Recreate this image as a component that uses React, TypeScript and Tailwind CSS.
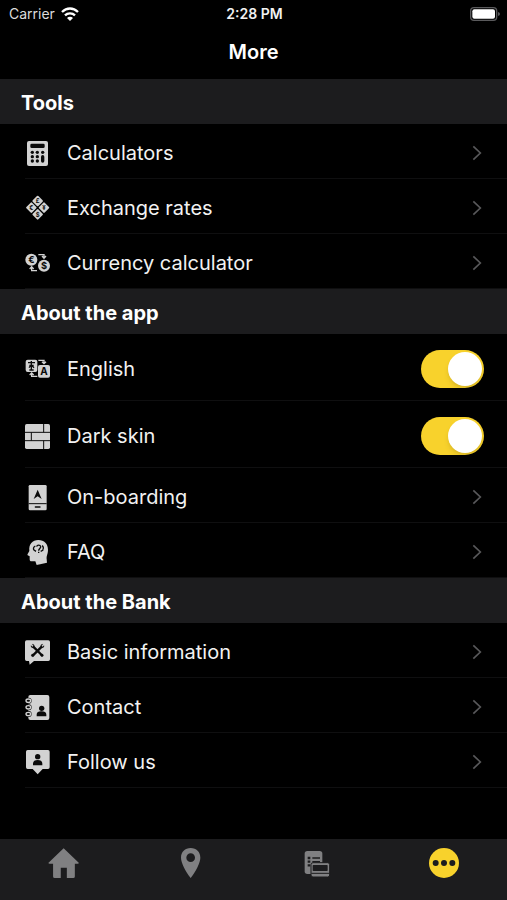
import { useState } from 'react';
import type { ReactNode } from 'react';

const DARK = '#0a0a0a';

const icons: Record<string, ReactNode> = {
  calculators: (
    <>
      <rect x="6" width="63" height="75" rx="6" />
      <g fill={DARK}>
        <rect x="16" y="8" width="43" height="13" rx="4" />
        {[34, 47, 60].map((y) => (
          <g key={y}>
            <circle cx="22" cy={y} r="5" />
            <circle cx="37" cy={y} r="5" />
          </g>
        ))}
        <circle cx="53" cy="34" r="5" />
        <rect x="48" y="42" width="10" height="23" rx="5" />
      </g>
    </>
  ),
  exchange: (
    <g transform="translate(0 -3)">
      {[[38, 18, '£'], [19, 38, '€'], [57, 38, '¥'], [38, 58, '$']].map(([x, y, sign]) => (
        <g key={sign} transform={`translate(${x} ${y})`}>
          <rect x="-12" y="-12" width="24" height="24" rx="3" transform="rotate(45)" />
          <text y="7" fontSize="18" fontWeight="700" textAnchor="middle" fill={DARK}>{sign}</text>
        </g>
      ))}
    </g>
  ),
  currency: (
    <g transform="translate(0 -4)">
      <circle cx="19" cy="30" r="18" />
      <circle cx="57" cy="48" r="18" />
      <text x="19" y="40" fontSize="28" fontWeight="700" textAnchor="middle" fill={DARK}>€</text>
      <text x="57" y="58" fontSize="28" fontWeight="700" textAnchor="middle" fill={DARK}>$</text>
      <path d="M40 15H57V24M51 19L57 26L63 19M36 63H20V53M14 58L20 51L26 58" fill="none" stroke="currentColor" strokeWidth="4" />
    </g>
  ),
  language: (
    <g transform="translate(0 -3)">
      <rect x="2" y="11" width="35" height="37" rx="6" />
      <rect x="39" y="27" width="36" height="38" rx="6" />
      <path d="M9 20H30M19 15V20M13 28H26M19 20V42M13 42H26M12 35L19 27L27 35" fill="none" stroke={DARK} strokeWidth="4" />
      <text x="57" y="56" fontSize="30" fontWeight="700" textAnchor="middle" fill={DARK}>A</text>
      <path d="M40 13H57V21M51 17L57 23L63 17M37 61H20V53M14 57L20 51L26 57" fill="none" stroke="currentColor" strokeWidth="4" />
    </g>
  ),
  skin: (
    <>
      <rect width="75" height="75" rx="5" />
      <path d="M0 25H75M0 50H75M56 0V25M19 25V50M56 50V75" stroke={DARK} strokeWidth="3" fill="none" />
    </>
  ),
  onboarding: (
    <>
      <rect x="11" width="54" height="76" rx="4" />
      <path d="M11 56H65" stroke={DARK} strokeWidth="3" />
      <path d="M31 66H45" stroke={DARK} strokeWidth="4" strokeLinecap="round" />
      <path d="M38 14L50 42L38 34L26 42Z" fill={DARK} />
    </>
  ),
  faq: (
    <>
      <path d="M40 0C58 0 69 12 69 29C69 42 64 47 65 57L66 68L35 75L31 64H20C15 64 14 61 14 57V49L8 46C7 45 7 44 8 42L13 33C11 12 22 0 40 0Z" />
      <g fill="none" stroke={DARK} strokeWidth="4">
        <path d="M35 20C36 14 46 14 47 20C48 25 41 26 41 32M41 35V39" />
        <path d="M31 18C25 21 24 26 27 30L33 34M51 17C56 20 56 25 53 30M47 34L55 30" />
      </g>
    </>
  ),
  info: (
    <>
      <path d="M5 1H70Q75 1 75 6V58Q75 63 70 63H27L14 74L12 63H5Q0 63 0 58V6Q0 1 5 1Z" />
      <g stroke={DARK} fill={DARK}>
        <path d="M24 19L50 45M51 19L24 46" strokeWidth="7" strokeLinecap="round" />
        <circle cx="23" cy="18" r="5" />
        <circle cx="52" cy="18" r="5" />
        <circle cx="51" cy="46" r="4" />
        <circle cx="23" cy="46" r="4" />
      </g>
      <path d="M17 12L24 19M58 12L51 19" stroke="currentColor" strokeWidth="4" />
    </>
  ),
  contact: (
    <>
      <rect x="10" width="63" height="75" rx="6" />
      {[17, 37, 57].map((y) => (
        <g key={y}>
          <circle cx="11" cy={y} r="9" fill={DARK} />
          <ellipse cx="10" cy={y} rx="7" ry="5" fill="none" stroke="currentColor" strokeWidth="4" />
        </g>
      ))}
      <circle cx="50" cy="40" r="8" fill={DARK} />
      <path d="M35 64V59C35 51 42 49 50 49C58 49 64 51 64 59V64Z" fill={DARK} />
    </>
  ),
  follow: (
    <>
      <path d="M8 0H69Q74 0 74 5V52Q74 57 69 57H53L38 73L23 57H8Q3 57 3 52V5Q3 0 8 0Z" />
      <circle cx="38" cy="20" r="8" fill={DARK} />
      <path d="M24 46V41C24 33 30 30 38 30C46 30 52 33 52 41V46Z" fill={DARK} />
    </>
  ),
};

const sections = [
  {
    title: 'Tools',
    items: [
      { label: 'Calculators', icon: 'calculators' },
      { label: 'Exchange rates', icon: 'exchange' },
      { label: 'Currency calculator', icon: 'currency' },
    ],
  },
  {
    title: 'About the app',
    items: [
      { label: 'English', icon: 'language', toggle: true },
      { label: 'Dark skin', icon: 'skin', toggle: true },
      { label: 'On-boarding', icon: 'onboarding' },
      { label: 'FAQ', icon: 'faq' },
    ],
  },
  {
    title: 'About the Bank',
    items: [
      { label: 'Basic information', icon: 'info' },
      { label: 'Contact', icon: 'contact' },
      { label: 'Follow us', icon: 'follow' },
    ],
  },
];

const tabs = [
  {
    label: 'Home',
    icon: (
      <svg viewBox="-4 0 100 98" className="size-8" fill="currentColor">
        <path d="M48 3L96 49Q94 52 90 51H83V91Q83 96 78 96H58V64H39V96H20Q15 96 15 91V51H6Q2 52 0 49Z" />
      </svg>
    ),
  },
  {
    label: 'Branches',
    icon: (
      <svg viewBox="-2 0 96 96" className="size-8" fill="currentColor">
        <path fillRule="evenodd" d="M48 3C65 3 77 15 77 32C77 47 64 73 48 93C32 73 19 47 19 32C19 15 31 3 48 3ZM48 19A13 13 0 1 0 48 45A13 13 0 1 0 48 19Z" />
      </svg>
    ),
  },
  {
    label: 'Products',
    icon: (
      <svg viewBox="0 0 96 96" className="size-8" fill="currentColor">
        <rect x="11" y="12" width="53" height="69" rx="8" />
        <g stroke="#1c1c1e" strokeWidth="4">
          <path d="M34 33H57M34 44H57M34 55H57" />
          <path d="M20 33H28M20 44H28M20 55H28" strokeWidth="7" />
        </g>
        <rect x="30" y="47" width="56" height="43" rx="6" stroke="#1c1c1e" strokeWidth="3" />
        <rect x="35" y="54" width="45" height="18" rx="2" fill="#1c1c1e" />
        <path d="M31 79H85" stroke="#1c1c1e" strokeWidth="3" />
      </svg>
    ),
  },
  {
    label: 'More',
    icon: (
      <svg viewBox="0 0 96 96" className="size-8" fill="currentColor">
        <circle cx="48" cy="48" r="45" />
        <g fill="#1c1c1e">
          <circle cx="23" cy="48" r="9" />
          <circle cx="48" cy="48" r="9" />
          <circle cx="73" cy="48" r="9" />
        </g>
      </svg>
    ),
  },
];

function StatusBar() {
  return (
    <div className="grid grid-cols-3 items-center pl-[9px] pr-[7px] h-7 text-sm">
      <div className="flex items-center gap-1.5">
        <span className="text-[#dcdcdc]">Carrier</span>
        <svg viewBox="0 0 54 42" className="w-[18px] h-[14px]" fill="none" stroke="#fff" strokeWidth="7">
          <path d="M3 15C17 1 37 1 51 15" />
          <path d="M12 25C20 17 34 17 42 25" />
          <path d="M27 42L18 33C23 28 31 28 36 33Z" fill="#fff" stroke="none" />
        </svg>
      </div>
      <span className="text-center font-semibold">2:28 PM</span>
      <svg viewBox="0 0 90 42" className="justify-self-end w-[30px] h-[14px]">
        <rect x="2" y="2" width="78" height="38" rx="10" fill="none" stroke="#5a5a5c" strokeWidth="4" />
        <rect x="7" y="7" width="68" height="28" rx="6" fill="#fff" />
        <path d="M84 15Q90 17 90 21Q90 25 84 27Z" fill="#5a5a5c" />
      </svg>
    </div>
  );
}

function Chevron() {
  return (
    <svg viewBox="0 0 30 48" className="w-[10px] h-4 mr-[25px]" fill="none" stroke="#58585a" strokeWidth="5">
      <path d="M4 4L25 24L4 44" />
    </svg>
  );
}

function RowIcon({ name }: { name: string }) {
  return (
    <svg viewBox="0 0 75 75" className="size-[25px] shrink-0 overflow-visible text-[#d2d2d2]" fill="currentColor" aria-hidden="true">
      {icons[name]}
    </svg>
  );
}

export default function App() {
  const [enabled, setEnabled] = useState<Record<string, boolean>>({ English: true, 'Dark skin': true });
  const [activeTab, setActiveTab] = useState('More');

  return (
    <div className="min-h-screen flex flex-col bg-black text-[#f2f2f2] font-['Inter','Liberation_Sans',sans-serif]">
      <header>
        <StatusBar />
        <h1 className="h-[51px] pt-2.5 text-center text-xl leading-7 font-semibold text-white">More</h1>
      </header>

      <main className="flex-1">
        {sections.map((section) => (
          <section key={section.title}>
            <h2 className="flex items-center h-[45px] pt-0.5 px-[21px] bg-[#1c1c1e] text-xl font-bold text-white">
              {section.title}
            </h2>
            <ul>
              {section.items.map((item) => (
                <li key={item.label} className="ml-[25px] border-b border-[#0f0f10]">
                  {item.toggle ? (
                    <label className="flex items-center gap-[17px] h-[66px] pt-1 text-xl">
                      <RowIcon name={item.icon} />
                      <span className="flex-1">{item.label}</span>
                      <input
                        type="checkbox"
                        role="switch"
                        checked={enabled[item.label]}
                        onChange={(e) => setEnabled({ ...enabled, [item.label]: e.target.checked })}
                        className="appearance-none mr-[23px] flex items-center w-[63px] h-[38px] p-0.5 rounded-full bg-[#39393d] checked:bg-[#f8d22c] before:content-[''] before:size-[34px] before:rounded-full before:bg-white before:shadow-md checked:before:ml-[25px]"
                      />
                    </label>
                  ) : (
                    <button className="flex w-full items-center gap-[17px] h-[54px] pt-1 text-left text-xl">
                      <RowIcon name={item.icon} />
                      <span className="flex-1">{item.label}</span>
                      <Chevron />
                    </button>
                  )}
                </li>
              ))}
            </ul>
          </section>
        ))}
      </main>

      <nav className="grid grid-cols-4 h-[61px] bg-[#1c1c1e]">
        {tabs.map((tab) => (
          <button
            key={tab.label}
            aria-label={tab.label}
            onClick={() => setActiveTab(tab.label)}
            className={`flex justify-center pt-2 ${activeTab === tab.label ? 'text-[#f8d22c]' : 'text-[#808082]'}`}
          >
            {tab.icon}
          </button>
        ))}
      </nav>
    </div>
  );
}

************

■ WHAT IS BEING ASKED:
Return the material line for line, from its beginning to the line that contains "const DARK = '#0a0a0a';", with the pictures left out.

■ ANSWER IN FULL:
Recreate this image as a component that uses React, TypeScript and Tailwind CSS.
import { useState } from 'react';
import type { ReactNode } from 'react';

const DARK = '#0a0a0a';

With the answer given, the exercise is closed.